■ **INFORMATION PROVIDED**:

___

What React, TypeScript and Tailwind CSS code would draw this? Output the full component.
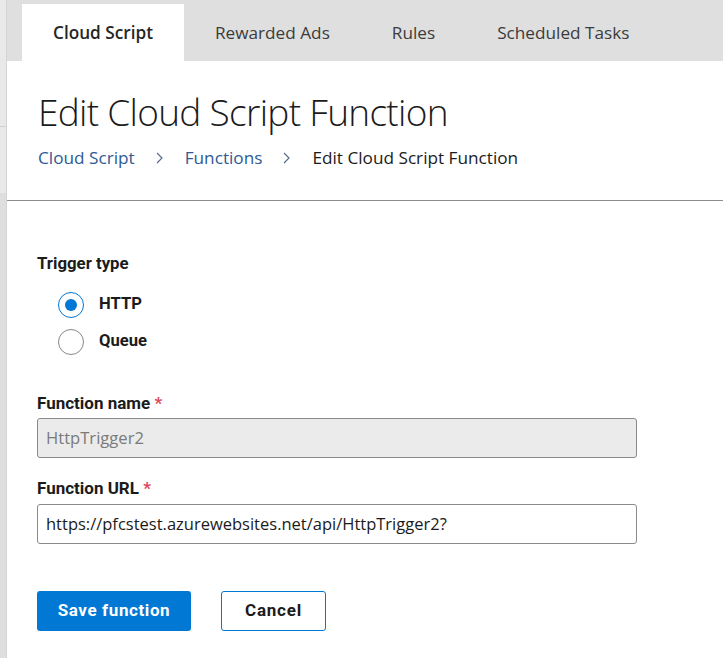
import React from "react";

const tabs = ["Cloud Script", "Rewarded Ads", "Rules", "Scheduled Tasks"];

function Radio({ checked, label }: { checked: boolean; label: string }) {
  return (
    <div className="flex items-center gap-[15px] h-[37px]">
      <span
        className={
          checked
            ? "w-[26px] h-[26px] rounded-full border border-[#0078d4] bg-white flex items-center justify-center"
            : "w-[26px] h-[26px] rounded-full border border-[#8a8886] bg-white flex items-center justify-center"
        }
      >
        {checked && <span className="w-[12px] h-[12px] rounded-full bg-[#0078d4]" />}
      </span>
      <span className="text-[16.6px] font-bold text-[#1b1b1b] [font-family:Roboto,sans-serif]">{label}</span>
    </div>
  );
}

function Label({ text }: { text: string }) {
  return (
    <div className="text-[17px] font-bold text-[#1b1b1b] [font-family:Roboto,sans-serif] leading-[20px]">
      {text} <span className="text-[#e0465e]">*</span>
    </div>
  );
}

export default function App() {
  return (
    <div className="w-[723px] h-[658px] flex bg-white overflow-hidden [font-family:'Open_Sans',sans-serif]">
      <div className="w-[7px] shrink-0 flex flex-col border-r border-[#d4d4d4]">
        <div className="h-[127px] bg-[#e9e9e9] border-b border-[#d0d0d0]" />
        <div className="h-[66px] bg-[#e9e9e9]" />
        <div className="flex-1 bg-[#dedede]" />
      </div>
      <div className="flex-1 flex flex-col">
        <div className="h-[61px] bg-[#dfdfdf] flex items-end pl-[15px]">
          {tabs.map((t, i) => (
            <div
              key={t}
              className={
                i === 0
                  ? "h-[57px] px-[31px] bg-white flex items-center text-[17.2px] font-semibold text-[#262626]"
                  : "h-[57px] px-[31px] flex items-center text-[17.2px] text-[#3b3b3b]"
              }
            >
              {t}
            </div>
          ))}
        </div>
        <div className="pl-[31px] pt-[27px] h-[140px] border-b border-[#8c8c8c]">
          <h1 className="text-[37px] font-light text-[#1b1b1b] leading-[48px] tracking-[-0.7px]">
            Edit Cloud Script Function
          </h1>
          <div className="flex items-center text-[17.2px] mt-[10px] leading-[24px]">
            <span className="text-[#2f5a95]">Cloud Script</span>
            <span className="mx-[20px] text-[#5a6b8c]">
              <svg width="10" height="16" viewBox="0 0 10 16" fill="none" stroke="currentColor" strokeWidth="1.2">
                <path d="M2 3l5 5-5 5" />
              </svg>
            </span>
            <span className="text-[#2f5a95]">Functions</span>
            <span className="mx-[20px] text-[#5a6b8c]">
              <svg width="10" height="16" viewBox="0 0 10 16" fill="none" stroke="currentColor" strokeWidth="1.2">
                <path d="M2 3l5 5-5 5" />
              </svg>
            </span>
            <span className="text-[#1b1b1b]">Edit Cloud Script Function</span>
          </div>
        </div>
        <div className="pl-[30px] pt-[52px]">
          <div className="text-[16.8px] font-bold text-[#1b1b1b] [font-family:Roboto,sans-serif] leading-[20px]">
            Trigger type
          </div>
          <div className="pl-[21px] mt-[13px] flex flex-col">
            <Radio checked label="HTTP" />
            <Radio checked={false} label="Queue" />
          </div>
          <div className="mt-[33px]">
            <Label text="Function name" />
            <div className="mt-[5px] w-[600px] h-[40px] rounded-[3px] border border-[#8a8a8a] bg-[#ebebeb] flex items-center px-[8px] text-[16.6px] text-[#7a7a7a]">
              HttpTrigger2
            </div>
          </div>
          <div className="mt-[20px]">
            <Label text="Function URL" />
            <div className="mt-[6px] w-[600px] h-[40px] rounded-[3px] border border-[#8a8a8a] bg-white flex items-center px-[8px] text-[16.5px] text-[#1b1b1b]">
              https://pfcstest.azurewebsites.net/api/HttpTrigger2?
            </div>
          </div>
          <div className="mt-[47px] flex gap-[30px]">
            <button className="w-[154px] h-[40px] rounded-[3px] bg-[#0078d4] text-white text-[17px] font-bold [font-family:Roboto,sans-serif] tracking-[0.6px]">
              Save function
            </button>
            <button className="w-[105px] h-[40px] rounded-[3px] border border-[#0078d4] bg-white text-[#1b1b1b] text-[17px] font-bold [font-family:Roboto,sans-serif] tracking-[0.8px]">
              Cancel
            </button>
          </div>
        </div>
      </div>
    </div>
  );
}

___

■ **PROBLEM DETAILS**: Print each line of the material above exactly, with the pictures removed from your copy.

■ **OUTPUT FOR THIS EXERCISE**:
What React, TypeScript and Tailwind CSS code would draw this? Output the full component.
import React from "react";

const tabs = ["Cloud Script", "Rewarded Ads", "Rules", "Scheduled Tasks"];

function Radio({ checked, label }: { checked: boolean; label: string }) {
  return (
    <div className="flex items-center gap-[15px] h-[37px]">
      <span
        className={
          checked
            ? "w-[26px] h-[26px] rounded-full border border-[#0078d4] bg-white flex items-center justify-center"
            : "w-[26px] h-[26px] rounded-full border border-[#8a8886] bg-white flex items-center justify-center"
        }
      >
        {checked && <span className="w-[12px] h-[12px] rounded-full bg-[#0078d4]" />}
      </span>
      <span className="text-[16.6px] font-bold text-[#1b1b1b] [font-family:Roboto,sans-serif]">{label}</span>
    </div>
  );
}

function Label({ text }: { text: string }) {
  return (
    <div className="text-[17px] font-bold text-[#1b1b1b] [font-family:Roboto,sans-serif] leading-[20px]">
      {text} <span className="text-[#e0465e]">*</span>
    </div>
  );
}

export default function App() {
  return (
    <div className="w-[723px] h-[658px] flex bg-white overflow-hidden [font-family:'Open_Sans',sans-serif]">
      <div className="w-[7px] shrink-0 flex flex-col border-r border-[#d4d4d4]">
        <div className="h-[127px] bg-[#e9e9e9] border-b border-[#d0d0d0]" />
        <div className="h-[66px] bg-[#e9e9e9]" />
        <div className="flex-1 bg-[#dedede]" />
      </div>
      <div className="flex-1 flex flex-col">
        <div className="h-[61px] bg-[#dfdfdf] flex items-end pl-[15px]">
          {tabs.map((t, i) => (
            <div
              key={t}
              className={
                i === 0
                  ? "h-[57px] px-[31px] bg-white flex items-center text-[17.2px] font-semibold text-[#262626]"
                  : "h-[57px] px-[31px] flex items-center text-[17.2px] text-[#3b3b3b]"
              }
            >
              {t}
            </div>
          ))}
        </div>
        <div className="pl-[31px] pt-[27px] h-[140px] border-b border-[#8c8c8c]">
          <h1 className="text-[37px] font-light text-[#1b1b1b] leading-[48px] tracking-[-0.7px]">
            Edit Cloud Script Function
          </h1>
          <div className="flex items-center text-[17.2px] mt-[10px] leading-[24px]">
            <span className="text-[#2f5a95]">Cloud Script</span>
            <span className="mx-[20px] text-[#5a6b8c]">
              <svg width="10" height="16" viewBox="0 0 10 16" fill="none" stroke="currentColor" strokeWidth="1.2">
                <path d="M2 3l5 5-5 5" />
              </svg>
            </span>
            <span className="text-[#2f5a95]">Functions</span>
            <span className="mx-[20px] text-[#5a6b8c]">
              <svg width="10" height="16" viewBox="0 0 10 16" fill="none" stroke="currentColor" strokeWidth="1.2">
                <path d="M2 3l5 5-5 5" />
              </svg>
            </span>
            <span className="text-[#1b1b1b]">Edit Cloud Script Function</span>
          </div>
        </div>
        <div className="pl-[30px] pt-[52px]">
          <div className="text-[16.8px] font-bold text-[#1b1b1b] [font-family:Roboto,sans-serif] leading-[20px]">
            Trigger type
          </div>
          <div className="pl-[21px] mt-[13px] flex flex-col">
            <Radio checked label="HTTP" />
            <Radio checked={false} label="Queue" />
          </div>
          <div className="mt-[33px]">
            <Label text="Function name" />
            <div className="mt-[5px] w-[600px] h-[40px] rounded-[3px] border border-[#8a8a8a] bg-[#ebebeb] flex items-center px-[8px] text-[16.6px] text-[#7a7a7a]">
              HttpTrigger2
            </div>
          </div>
          <div className="mt-[20px]">
            <Label text="Function URL" />
            <div className="mt-[6px] w-[600px] h-[40px] rounded-[3px] border border-[#8a8a8a] bg-white flex items-center px-[8px] text-[16.5px] text-[#1b1b1b]">
              https://pfcstest.azurewebsites.net/api/HttpTrigger2?
            </div>
          </div>
          <div className="mt-[47px] flex gap-[30px]">
            <button className="w-[154px] h-[40px] rounded-[3px] bg-[#0078d4] text-white text-[17px] font-bold [font-family:Roboto,sans-serif] tracking-[0.6px]">
              Save function
            </button>
            <button className="w-[105px] h-[40px] rounded-[3px] border border-[#0078d4] bg-white text-[#1b1b1b] text-[17px] font-bold [font-family:Roboto,sans-serif] tracking-[0.8px]">
              Cancel
            </button>
          </div>
        </div>
      </div>
    </div>
  );
}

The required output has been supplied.